Bruksela nie powinna mieć zastrzeżeń dotyczących pomocy państwa dla Huty Częstochowa, bo jej... nie sprzedano.
Nadal nie wiadomo, jaki los czeka Hutę Stali Częstochowa, która dzierżawi majątek Huty Częstochowa (HCz). Unia rozpoczęła wczoraj badanie, czy HCz otrzymała niedozwoloną pomoc publiczną.
Obecne postępowanie wyjaśniające nie dotyczy sprzedaży udziałów w majątku produkcyjnym Huty Częstochowa. Takie postępowanie może okazać się stosowne jedynie w przypadku zawarcia transakcji, z którą będzie wiązało się ryzyko transferu pomocy publicznej między polskimi producentami stali, co jest zabronione przez protokół nr 8 traktatu akcesyjnego — głosi komunikat Brukseli.
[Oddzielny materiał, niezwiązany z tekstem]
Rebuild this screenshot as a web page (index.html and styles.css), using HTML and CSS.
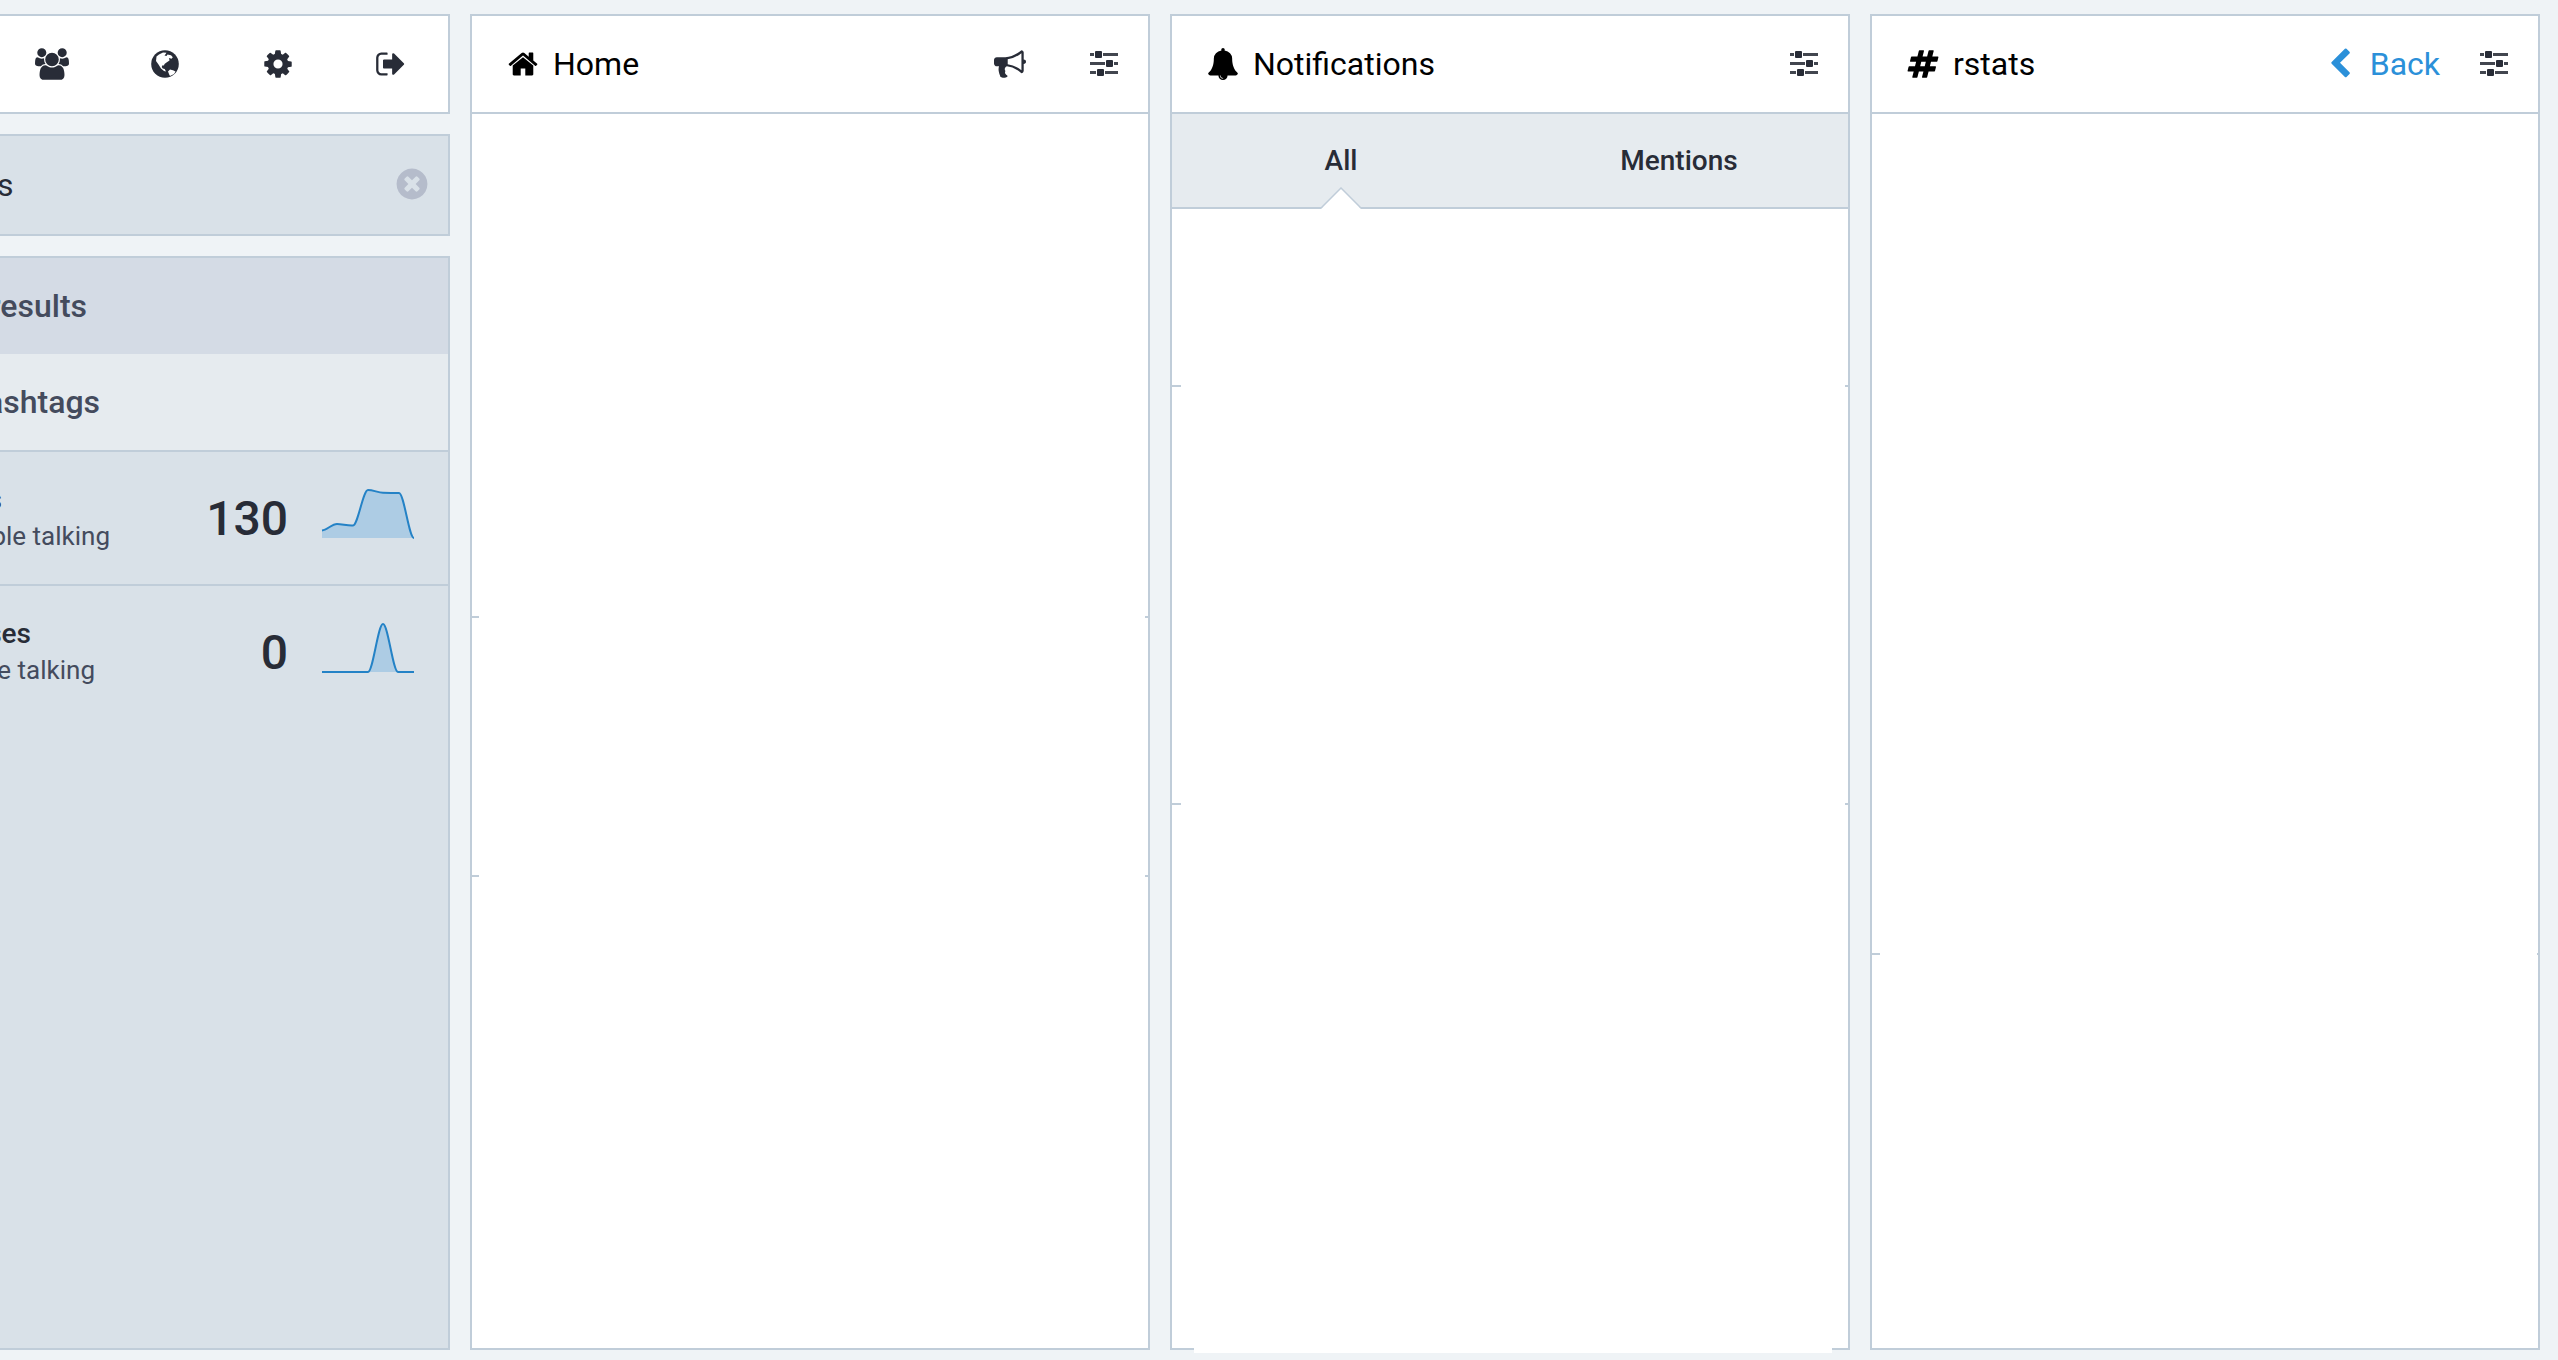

Ukraiński Donbas, który na razie przegrał przetarg, uznał, że w ten sposób Bruksela ostrzega polskie władze, by nie sprzedawać huty LNM Holdings, właścicielowi Ispat Polska Stal.
Resort skarbu miał taki zamiar. Teraz pewnie skasuje przetarg. Wprawdzie zarząd Towarzystwa Finansowego Silesia, które prowadzi prywatyzację, rekomendowało resortowi skarbu kontynuację przetargu, to jednak część członków rady nadzorczej jest skłonna go unieważnić. O tej sprawie debatowano wczoraj. Rada miała się też zająć kwestią odwołania Jerzego Bradeckiego, prezesa Silesii. Ostatecznie jednak nie podjęto żadnej decyzji.
— Trwa procedura konkursowa dotycząca wyboru nowego szefa — mówi jeden z członów rady.